[START OF RAW DATA]
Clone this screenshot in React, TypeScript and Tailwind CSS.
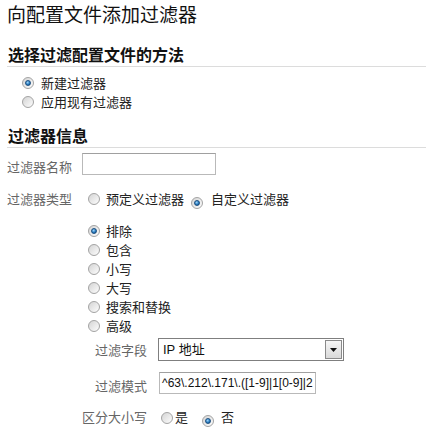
[END OF RAW DATA]
[START OF RAW DATA]
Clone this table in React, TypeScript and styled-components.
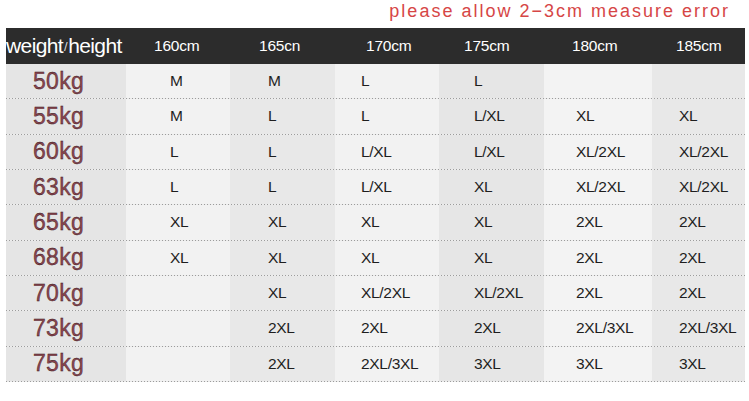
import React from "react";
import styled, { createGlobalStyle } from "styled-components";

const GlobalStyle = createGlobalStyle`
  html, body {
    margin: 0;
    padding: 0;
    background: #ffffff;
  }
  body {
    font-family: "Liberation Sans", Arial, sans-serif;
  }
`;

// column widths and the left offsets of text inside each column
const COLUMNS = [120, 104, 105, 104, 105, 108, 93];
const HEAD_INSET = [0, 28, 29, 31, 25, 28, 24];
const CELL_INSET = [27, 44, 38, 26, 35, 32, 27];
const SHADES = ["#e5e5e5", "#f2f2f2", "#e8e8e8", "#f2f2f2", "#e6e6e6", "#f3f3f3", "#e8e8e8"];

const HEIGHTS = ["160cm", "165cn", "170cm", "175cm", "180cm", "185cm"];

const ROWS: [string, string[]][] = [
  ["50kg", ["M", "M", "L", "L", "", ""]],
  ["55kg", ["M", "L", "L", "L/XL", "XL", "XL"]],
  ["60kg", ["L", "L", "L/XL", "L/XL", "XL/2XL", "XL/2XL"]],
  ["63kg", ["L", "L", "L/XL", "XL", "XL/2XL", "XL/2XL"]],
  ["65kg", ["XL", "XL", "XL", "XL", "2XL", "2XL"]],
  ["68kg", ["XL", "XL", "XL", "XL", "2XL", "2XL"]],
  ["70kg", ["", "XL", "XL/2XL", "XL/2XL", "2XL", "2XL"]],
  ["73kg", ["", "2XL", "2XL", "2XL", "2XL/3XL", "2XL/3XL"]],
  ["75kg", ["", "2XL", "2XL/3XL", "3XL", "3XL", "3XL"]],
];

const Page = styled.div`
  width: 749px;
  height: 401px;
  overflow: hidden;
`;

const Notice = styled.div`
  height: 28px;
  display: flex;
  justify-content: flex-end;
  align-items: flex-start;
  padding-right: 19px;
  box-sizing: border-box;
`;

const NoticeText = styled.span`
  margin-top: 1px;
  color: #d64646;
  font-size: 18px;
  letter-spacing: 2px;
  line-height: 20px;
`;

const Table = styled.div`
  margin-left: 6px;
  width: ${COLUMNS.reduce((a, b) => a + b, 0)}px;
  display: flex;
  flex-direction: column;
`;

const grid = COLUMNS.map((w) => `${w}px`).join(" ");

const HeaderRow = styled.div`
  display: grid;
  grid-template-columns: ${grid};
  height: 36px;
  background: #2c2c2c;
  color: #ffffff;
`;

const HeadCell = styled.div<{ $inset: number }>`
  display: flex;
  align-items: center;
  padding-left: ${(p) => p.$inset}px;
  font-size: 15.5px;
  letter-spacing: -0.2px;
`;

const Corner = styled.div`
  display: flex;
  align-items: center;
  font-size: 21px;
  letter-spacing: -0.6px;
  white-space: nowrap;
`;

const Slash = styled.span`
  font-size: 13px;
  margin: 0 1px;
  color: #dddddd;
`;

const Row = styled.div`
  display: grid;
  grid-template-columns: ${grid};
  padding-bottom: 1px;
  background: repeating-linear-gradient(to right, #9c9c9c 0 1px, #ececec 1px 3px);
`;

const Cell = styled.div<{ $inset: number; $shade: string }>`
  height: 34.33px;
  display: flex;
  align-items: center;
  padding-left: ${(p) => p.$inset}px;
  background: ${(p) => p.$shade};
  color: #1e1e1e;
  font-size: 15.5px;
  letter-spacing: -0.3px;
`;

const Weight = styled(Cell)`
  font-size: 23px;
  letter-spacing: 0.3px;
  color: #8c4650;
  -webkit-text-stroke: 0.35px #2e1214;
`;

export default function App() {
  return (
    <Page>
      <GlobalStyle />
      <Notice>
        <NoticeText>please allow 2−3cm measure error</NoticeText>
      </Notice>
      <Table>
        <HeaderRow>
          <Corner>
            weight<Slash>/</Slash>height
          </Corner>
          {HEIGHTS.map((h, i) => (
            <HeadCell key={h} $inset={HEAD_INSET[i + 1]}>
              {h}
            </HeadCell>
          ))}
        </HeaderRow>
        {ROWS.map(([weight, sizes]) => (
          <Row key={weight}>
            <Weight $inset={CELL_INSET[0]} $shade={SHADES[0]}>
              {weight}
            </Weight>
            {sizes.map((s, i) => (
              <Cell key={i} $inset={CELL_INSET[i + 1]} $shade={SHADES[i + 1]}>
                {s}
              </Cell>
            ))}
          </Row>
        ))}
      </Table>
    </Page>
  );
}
[END OF RAW DATA]
__WRITTEN TASK__:
Scan the material line by line and report each one that contains "TypeScript".

__EXERCISE RESULT__:
Clone this screenshot in React, TypeScript and Tailwind CSS.
Clone this table in React, TypeScript and styled-components.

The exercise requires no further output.